§ MATERIAL PROVIDED:
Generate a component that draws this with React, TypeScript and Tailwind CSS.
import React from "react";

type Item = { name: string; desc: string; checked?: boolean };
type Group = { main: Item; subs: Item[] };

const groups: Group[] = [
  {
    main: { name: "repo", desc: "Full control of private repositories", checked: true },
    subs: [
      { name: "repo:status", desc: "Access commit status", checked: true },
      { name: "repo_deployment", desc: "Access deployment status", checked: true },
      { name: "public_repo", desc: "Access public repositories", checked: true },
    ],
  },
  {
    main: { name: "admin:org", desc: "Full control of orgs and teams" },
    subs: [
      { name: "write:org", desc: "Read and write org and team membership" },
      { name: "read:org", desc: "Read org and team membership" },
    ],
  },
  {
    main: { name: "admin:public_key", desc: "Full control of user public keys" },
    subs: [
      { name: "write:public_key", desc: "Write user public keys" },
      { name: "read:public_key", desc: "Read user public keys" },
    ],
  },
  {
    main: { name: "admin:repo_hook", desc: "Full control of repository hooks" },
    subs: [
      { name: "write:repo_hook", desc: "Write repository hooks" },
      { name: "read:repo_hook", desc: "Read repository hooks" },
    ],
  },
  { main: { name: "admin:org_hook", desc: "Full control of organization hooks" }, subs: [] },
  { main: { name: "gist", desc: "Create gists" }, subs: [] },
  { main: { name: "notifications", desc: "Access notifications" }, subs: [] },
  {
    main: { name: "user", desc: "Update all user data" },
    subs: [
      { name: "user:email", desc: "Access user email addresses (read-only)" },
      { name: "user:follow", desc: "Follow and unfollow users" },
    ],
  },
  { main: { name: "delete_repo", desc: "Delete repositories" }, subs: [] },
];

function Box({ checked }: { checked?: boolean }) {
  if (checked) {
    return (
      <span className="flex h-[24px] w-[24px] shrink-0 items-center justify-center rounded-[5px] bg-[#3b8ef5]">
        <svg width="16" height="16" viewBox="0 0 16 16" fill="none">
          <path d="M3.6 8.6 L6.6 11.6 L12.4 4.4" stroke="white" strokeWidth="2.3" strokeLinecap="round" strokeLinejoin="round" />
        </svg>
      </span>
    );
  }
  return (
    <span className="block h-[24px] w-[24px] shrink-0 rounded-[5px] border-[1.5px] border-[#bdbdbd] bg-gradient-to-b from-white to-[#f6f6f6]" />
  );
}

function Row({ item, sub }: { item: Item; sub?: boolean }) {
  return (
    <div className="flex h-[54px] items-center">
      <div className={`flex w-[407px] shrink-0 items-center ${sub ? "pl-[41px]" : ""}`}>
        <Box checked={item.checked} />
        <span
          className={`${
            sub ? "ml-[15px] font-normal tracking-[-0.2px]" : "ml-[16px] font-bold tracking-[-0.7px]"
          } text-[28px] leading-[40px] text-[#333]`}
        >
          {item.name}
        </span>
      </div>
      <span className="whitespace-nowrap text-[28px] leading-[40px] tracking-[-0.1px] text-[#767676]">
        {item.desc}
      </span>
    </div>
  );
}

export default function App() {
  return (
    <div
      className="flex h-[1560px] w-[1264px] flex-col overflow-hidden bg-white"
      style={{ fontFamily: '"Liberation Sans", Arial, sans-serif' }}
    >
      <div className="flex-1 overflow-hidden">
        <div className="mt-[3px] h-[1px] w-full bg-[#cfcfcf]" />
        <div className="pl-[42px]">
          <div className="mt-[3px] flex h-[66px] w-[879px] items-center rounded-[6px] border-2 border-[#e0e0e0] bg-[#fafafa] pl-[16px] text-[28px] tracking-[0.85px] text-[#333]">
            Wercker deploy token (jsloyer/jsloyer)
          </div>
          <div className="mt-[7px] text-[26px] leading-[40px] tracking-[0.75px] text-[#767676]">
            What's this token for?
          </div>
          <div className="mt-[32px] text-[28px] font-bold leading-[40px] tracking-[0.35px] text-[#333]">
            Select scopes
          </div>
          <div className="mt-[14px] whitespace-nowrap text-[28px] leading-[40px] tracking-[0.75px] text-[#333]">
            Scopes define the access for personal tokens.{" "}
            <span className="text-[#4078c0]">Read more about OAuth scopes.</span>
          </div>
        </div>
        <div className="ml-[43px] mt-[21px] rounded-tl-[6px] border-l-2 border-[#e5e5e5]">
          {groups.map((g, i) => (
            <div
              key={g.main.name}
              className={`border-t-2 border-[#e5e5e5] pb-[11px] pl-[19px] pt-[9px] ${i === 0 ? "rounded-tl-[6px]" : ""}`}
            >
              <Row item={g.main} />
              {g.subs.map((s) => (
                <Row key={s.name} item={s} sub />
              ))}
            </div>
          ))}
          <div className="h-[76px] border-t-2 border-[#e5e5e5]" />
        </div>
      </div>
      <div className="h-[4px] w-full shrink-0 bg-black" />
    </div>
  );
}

§ EXERCISE TASK: Word for word, quote the lines of the material from the first line through the line with "Item; subs: Item[]", both ends included.

§ RESULT FOR THIS EXERCISE:
Generate a component that draws this with React, TypeScript and Tailwind CSS.
import React from "react";

type Item = { name: string; desc: string; checked?: boolean };
type Group = { main: Item; subs: Item[] };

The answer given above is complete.